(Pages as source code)
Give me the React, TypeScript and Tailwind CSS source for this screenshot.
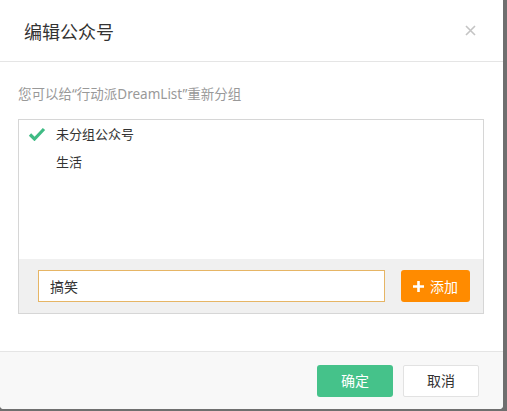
import { useState } from "react";

const GROUPS = [
  { name: "未分组公众号", checked: true },
  { name: "生活", checked: false },
];

export default function App() {
  const [value, setValue] = useState("搞笑");

  return (
    <div
      className="h-[411px] w-[507px] overflow-hidden bg-[#6f6f6f]"
      style={{ fontFamily: '"Noto Sans CJK SC", "Noto Sans", sans-serif' }}
    >
      <div className="flex h-[409px] w-[503px] flex-col rounded-b-[4px] bg-white">
        {/* header */}
        <div className="flex h-[62px] items-center justify-between border-b border-[#e5e5e5] pl-6 pr-[27px]">
          <div className="text-[18px] leading-none text-[#333]">编辑公众号</div>
          <svg width="11" height="11" viewBox="0 0 11 11" className="text-[#c4c4c4]">
            <path d="M1 1L10 10M10 1L1 10" stroke="currentColor" strokeWidth="1.6" />
          </svg>
        </div>

        {/* body */}
        <div className="px-[18px] pt-[23px]">
          <div
            className="text-[13.5px] leading-[18px] text-[#999]"
            style={{ fontFamily: '"Noto Sans", "Noto Sans CJK SC", sans-serif' }}
          >
            您可以给“行动派DreamList”重新分组
          </div>

          <div className="mt-4 mr-px flex h-[195px] flex-col border border-[#d6d6d6]">
            <ul className="flex-1">
              {GROUPS.map((g) => (
                <li key={g.name} className="flex h-[28px] items-center pl-[9px] text-[13px] text-[#333]">
                  <span className="flex w-[18px] justify-center">
                    {g.checked && (
                      <svg width="18" height="14" viewBox="0 0 18 14">
                        <path d="M2 7.5L6.5 12L16 2" fill="none" stroke="#3fbb84" strokeWidth="3.2" />
                      </svg>
                    )}
                  </span>
                  <span className="ml-[10px]">{g.name}</span>
                </li>
              ))}
            </ul>
            <div className="flex h-[54px] items-center gap-4 bg-[#f0f0f0] pl-[19px] pr-[13px]">
              <input
                value={value}
                onChange={(e) => setValue(e.target.value)}
                className="h-[32px] w-[347px] border border-[#e6b565] bg-white px-[11px] text-[14px] text-[#333] outline-none"
              />
              <button className="flex h-[32px] w-[69px] items-center justify-center gap-[6px] rounded-[3px] bg-[#ff8b00] text-[14px] text-white">
                <svg width="11" height="11" viewBox="0 0 11 11">
                  <path d="M5.5 0V11M0 5.5H11" stroke="white" strokeWidth="2.6" />
                </svg>
                添加
              </button>
            </div>
          </div>
        </div>

        {/* footer */}
        <div className="mt-auto flex h-[58px] items-center justify-end gap-[10px] rounded-b-[4px] border-t border-[#e5e5e5] bg-[#f8f8f8] pr-6">
          <button className="h-[32px] w-[76px] rounded-[3px] bg-[#45c28a] text-[14px] text-white">确定</button>
          <button className="h-[32px] w-[76px] rounded-[2px] border border-[#e2e2e2] bg-white text-[14px] text-[#333]">取消</button>
        </div>
      </div>
    </div>
  );
}
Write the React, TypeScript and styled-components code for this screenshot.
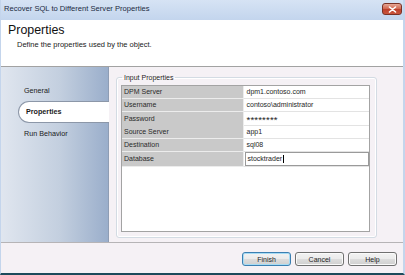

▶ _WORK INSTRUCTIONS_: Leave out any pictures and return exactly the lines from the beginning of the data through the line with "const [value, setValue]", inclusive.

▶ _SOLUTION TO THE PROBLEM_:
Give me the React, TypeScript and Tailwind CSS source for this screenshot.
import { useState } from "react";

const GROUPS = [
  { name: "未分组公众号", checked: true },
  { name: "生活", checked: false },
];

export default function App() {
  const [value, setValue] = useState("搞笑");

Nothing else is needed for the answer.